For quite some time I've been working on a proof-of-concept of an abstraction for memory management for
Vec and other collections to allow SoA and inline memory for fun on my free time. After many iterations I settled on this one. I think it may be useful as it is a different implementation of the ones I've seen.
When I was helping with soa_derive I noticed that we were duplicating the entire
Vec functionality for each struct which it should be possible to avoid. We were also managing multiple
len, which shouldn't be needed because it should be the same for each array. I also think that it would be useful to be able to have a
Vec on the stack.
After trying different solutions I realized that the main concern is where the values will reside once saved. Which begs the question: could we do an abstraction for it? This is similar to the effords in another post titled "Is custom allocators the right abstraction?" which I didn't know existed until recently (I started before it was posted). I settled with a different abstraction which I called
Buffer (ideas for better names are welcomed). You can find it in the proof-of-concept repo.
A buffer is where the data will be saved. Its positions are numbered sequentially (from 0 to
capacity - 1). This means that it excludes collections where the underlying memory is held by pointers (like a linked list). The collection is the one keeping track which positions are full since it depends on the collection behaviour. For isntance
Vec only needs a
len, but a
VecDeque also needs a
head. The buffer fulfills the
RawVec's job, making it not necessary.
The basic trait has the following methods:
capacity: how many values can the buffer hold.
take: extracts a value from the selected position (emptying it).
put: saves the value in the selected position (filling it).
try_shrink: tries to change the capacity.
Other methods –like getting a reference– are in other traits, but it is possible that a buffer does not implement them or not returning the same types (eg.
&T isn't correct when using a SoA). Another trait is
ContiguousMemoryBuffer, it tags buffers where the underlying data is in a single well-aligned contiguous memory slice.
This interface turned out to be really flexible and allows for a lot of different implementations: inline, on the heap, specifically for ZSTs, using an allocator, etc. More exotic buffers like a buffer on the GPU or on a file should be possible but haven't tried to implement them yet.

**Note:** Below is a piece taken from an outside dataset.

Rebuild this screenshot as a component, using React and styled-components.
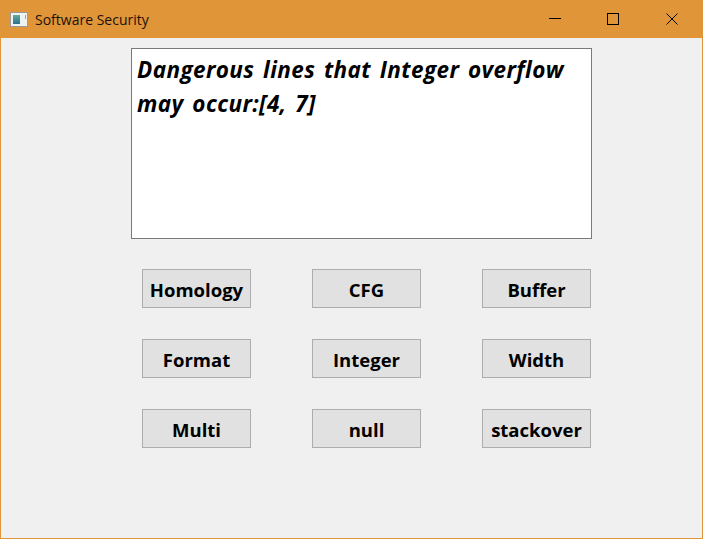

It's possible to make a buffer that depends on another one. This makes it follow the composite pattern. Using this fact I made the optimizations and other behaviour changes in different composite buffers, which allows the user to build a stack of desired behaviours. Zero-sized type optimization, small vector optimization, how it grows (eg. exponentially), and structure of arrays are examples of such buffers. Here is an example on what it looks like in my PoC (I called
Vector to avoid collisions with
type ExampleBuffer<T> = ZstoBuffer< // Optimization for types where T is a Zero-Sized Type ExponentialGrowthBuffer< // Make the buffer to grow exponentially SvoBuffer< // Add Small Vector Optimization 128, HeapBuffer<T>, // Save the values on the heap (base buffer) > > >; let example_vector: Vector<u32, ExampleBuffer<_>> = Vector::new();
DerefMut also is a buffer that forwards everything to the derefed one. So
Box<InlineBuffer<T, 100>> would be an fixed-sized buffer on the heap. It also enables using mutable references to buffers to be used as temporary buffers and even to reuse them.
The collection may use
try_shrink to try to resize the buffer. They return a result type with an enum –
ResizeError– for the error type. The possible errors are:
UnsupportedOperation: for example trying to resize
TheoreticalLimitSurpassed: for example trying to grow more than
isize::MAXon the heap.
UndistinguishableError: buffer has no information on why it failed (eg. allocators have no information on why they failed).
The PoC is unnoptimized. I tried but I was struggling to properly measure performance. I also saw some layout shifts seemingly overpowering any changes I made. I expect a lot of inlining should be added (since there are a lot of indirections) and maybe even make a composite that its only job is to make the resizing functions cold. But for this I need reliable measurements. Layout randomization seems a possible path, but that means making a new tool and that's a lot of work.
That being said, it allows the final user to tune colelctions exactly as needed and enables non-contiguous memory layouts (like SoA), so my guess is that it should be able to enable performance gains.
Due to the ammount of types the PoC has, I would expect the compilation times to be larger, but I don't even know how to benchmark it.